This kind of situation demonstrates how a State can use the Court as part of its political strategy, which in this case is essentially internally oriented. Requesting the Court to prosecute crimes committed in northern Uganda allowed the government to crystallise the support of the international community while gaining a legal weapon against the rebels. This worked so well that, as of today, (known) arrest warrants have only been issued for the rebels even though there is evidence of wrongdoing within the Ugandan government’s armed forces.52  It is up to the Court to distance itself from this predictable strategy of States or groups that approach the Court. Without this distance, the credibility of the institution will be damaged.

Conclusion

Taken together, these issues lead us to conclude that there are numerous facts to support the claim that the Court is undergoing a ‘crisis of maturity.’

Considering the overall situation, this assertion is completely justified; especially considering the current restrictive approach to victim participation, the dearth of trials, and the relative success of Uganda’s political manoeuvres.  

But if we focus on the Lubanga case, the crisis has more to do with the Prosecutor’s monumental error than with a crisis of maturity, unless we are talking about a crisis of maturity within the Prosecutor’s own office. The Office of the Prosecutor is the institution with the greatest responsibility during the current phase of the life of the Court. It is also the organ that takes the greatest risks, which leads, naturally, to criticism of the Prosecutor. The strategic choices that the Prosecutor was able to make, often contrary to general opinion, are more questionable—whether they stemmed from the cases he managed or the personnel assisting him in the administration of cases. These controversial strategic choices can occasionally heighten a general crisis.

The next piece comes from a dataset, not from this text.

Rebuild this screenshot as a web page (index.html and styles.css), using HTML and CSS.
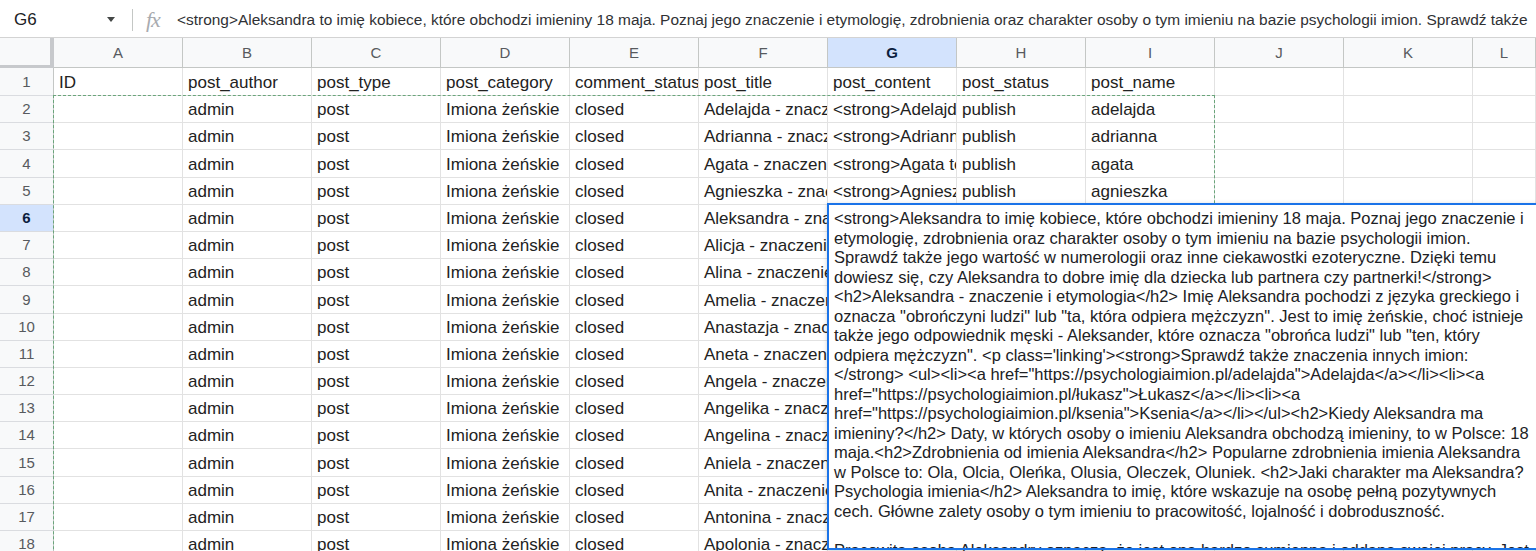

Given this last perspective, one must hope that the Prosecutor, as an institution of contemporary international criminal justice, will overcome these trials and tribulations in a revitalised and effective manner, and—ultimately—thereby safeguard the interests of humanity. This is, of course, a difficult mission which has been entrusted, in part, to him.  Men will come and go, but the institution will remain, and it is in the interest of the international community to use the lessons learned to build a more efficient Court. The current crisis is not the fault of the Prosecutor exclusively; the whole institution needs to address it, without losing sight of the fact that the Assembly of States Parties is an integral part of the system. At every level, solutions should be sought, because they do exist. Let us hope that we can find them quickly enough.



* For personal reasons, the author of this article does not wish to reveal his or her name.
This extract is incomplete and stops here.